With so much reordering of material, the translator-editor’s style has come to dominate Lured by Hope, and Murshid’s own prose style has been submerged. We hear so much of the ‘translator’s invisibility’ nowadays, but in this case it is the author who has become invisible. His sentence-structures, turns of phrase, similes and metaphors have not really survived, nor has his sense of humour. Where Murshid comments that the educated Bengali middle classes did not welcome the Sepoy Mutiny, regarding it as annoying as the plundering raid of Maratha horsemen in their well-ordered universe (‘shajano samsare borgir hamlar moto ekta upadrab’, p. 212), Gopa reduces the image to: ‘no one wanted the security and tranquillity of their lives destroyed’ (p. 147). How we look at such transformations depends on our attitude to literary translation itself. Should the translation of prose be the translation of the content only, something akin to bhabanubad or saranubad? Or should there be some attempt to give readers a flavour of the original author’s similes and metaphors also? In the context of the Indian subcontinent, another related (and in my view, important) question can be raised. Should we not try to retain some generic traits of the original linguistic-cultural discourse, in this case a Bengali discourse, with its characteristic pace, temper, world-view, wit, rhetoric, imagery and so on, or should we superimpose on the Bengali text a uniform style that goes with an English-language discourse?

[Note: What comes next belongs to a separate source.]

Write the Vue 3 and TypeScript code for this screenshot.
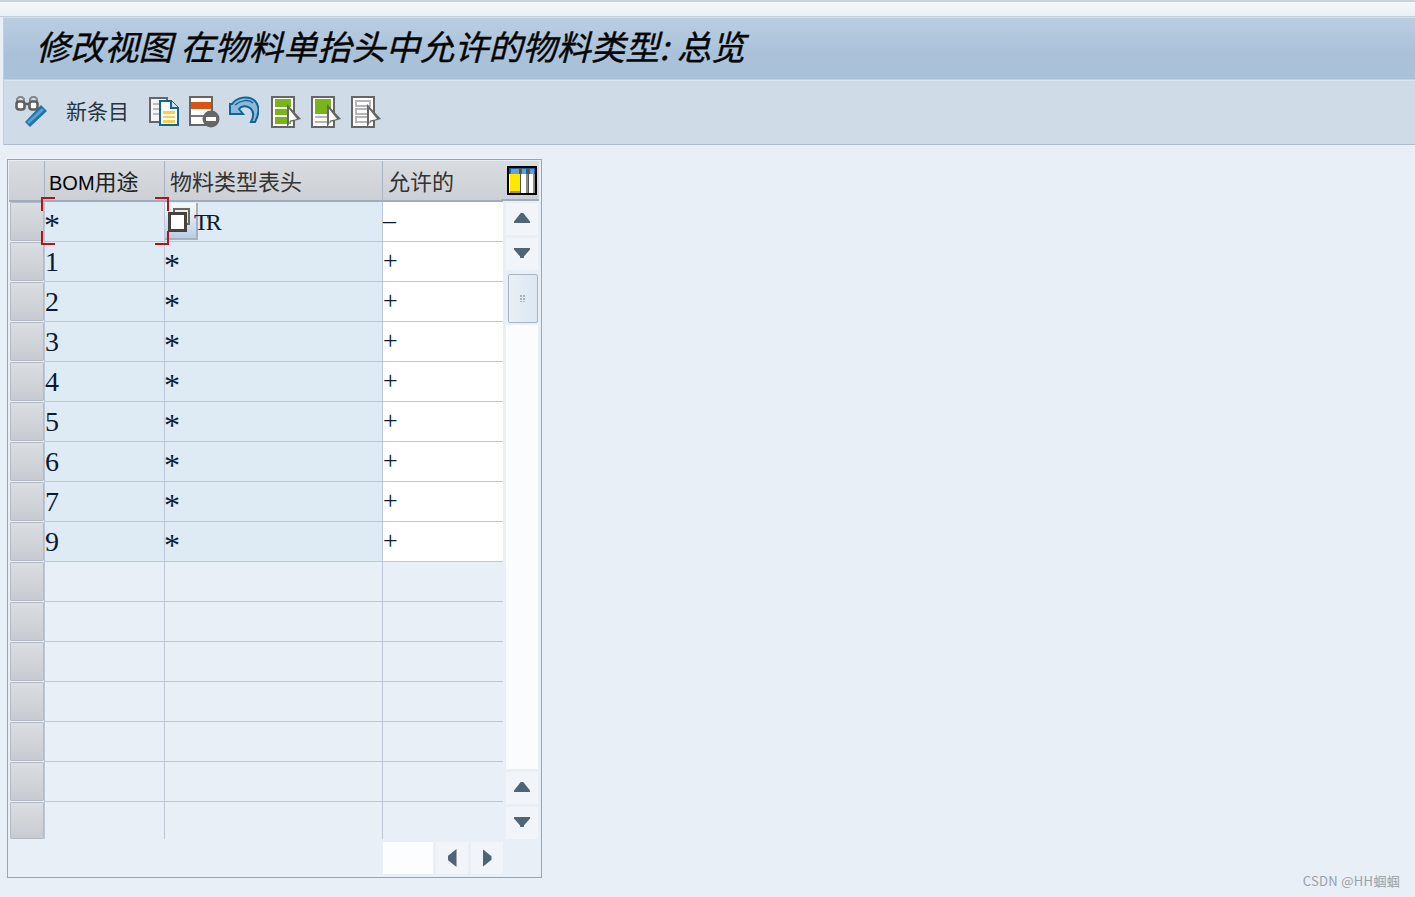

It is the old dispute between fluency and resistance. Personally, I prefer a slightly hybrid air in a translated text, a mixture of fluency and resistance. I like the new text to be sparkling and idiomatic, but at the same time to display, from time to time, those tilts and twists which let us know that this text hasn’t sprung fully from the native soil of this language, that there is another cultural tradition germinating within it, working through it. I like the translator to offer some resistance, especially at crucial points, so that the new text’s dual heritage is made manifest. I would say that as a translator, Gopa has in this book shown a marked preference for what translation theorists call ‘domestication’, whereas I prefer to see occasional gleams of ‘alterity’ or ‘otherness’ in the new text. The editorial or production decision to banish pictorial material from the book accentuates the ‘domesticated’ feel. I think post-colonial intellectuals in India need to grapple with and celebrate the subcontinent’s diversity and not be in a reductive mode.
Before I take my leave, I shall just point to three little problems that have caught my eye in the translation of Michael’s well-known poem ‘Rekho, ma, dasere mone’, given on p. 156. In general, I haven’t scrutinized the verse extracts presented in this book, but this one drew my attention, perhaps because it is at the end of a chapter. From what Gopa says in her ‘Translator’s Note’, I assume that it is a rendering by Dr William Radice. In line 7 of the poem, Radice translates: ‘Do not grieve at that’. But ‘nahi khed tahe’ is not an imperative addressed to the motherland. The poet is speaking about himself; he is saying, ‘If I do happen to die abroad, I shall not regret it.’ In lines 9-10, Radice writes: ‘What water lasts forever, alas, in life’s/ River?’ But that is not the meaning of ‘chirasthir kabe neer, hay re, jiban-node?’ Michael is saying that in life’s river, the waters never stay still, they always flow on; and in so doing they run on to death. And finally, the end - ‘even wax/ Doesn’t melt, if dropped in a lake of nectar’ - does not capture the original image. I see no ground for interpreting makshika as wax. I interpret the last line of the Bengali poem (‘makshikao gole na go, porile amrita-hrade’) thus: ‘Even a fly doesn’t dissolve/disintegrate, if it falls in a lake of nectar.’ A fly is the very image of life’s transience; it is easily squashed to death, easily perishes; but even a fly can become immortal if it falls into a lake of amrita and absorbs the elixir of immortality. What are we supposed to imagine visually? Something like this, I believe: when it first falls, the poor fly thinks it will die for sure, but as it struggles and in the process absorbs the precious liquid, it begins to gather strength and knows that it will endure in some way. If the poet lives on in the memory of his motherland, that is his equivalent of immortality, and he is no longer afraid of mundane death, of physical dissolution.
All things said, I am very glad that the book has been translated, even if it has been abridged, and that there is a version now available for those who cannot read the original book. Translation, especially of a long prose work, is an arduous and perhaps thankless task. Gopa must have toiled many an hour over her task, and I hope she will forgive me for pointing to certain problematic areas in the work.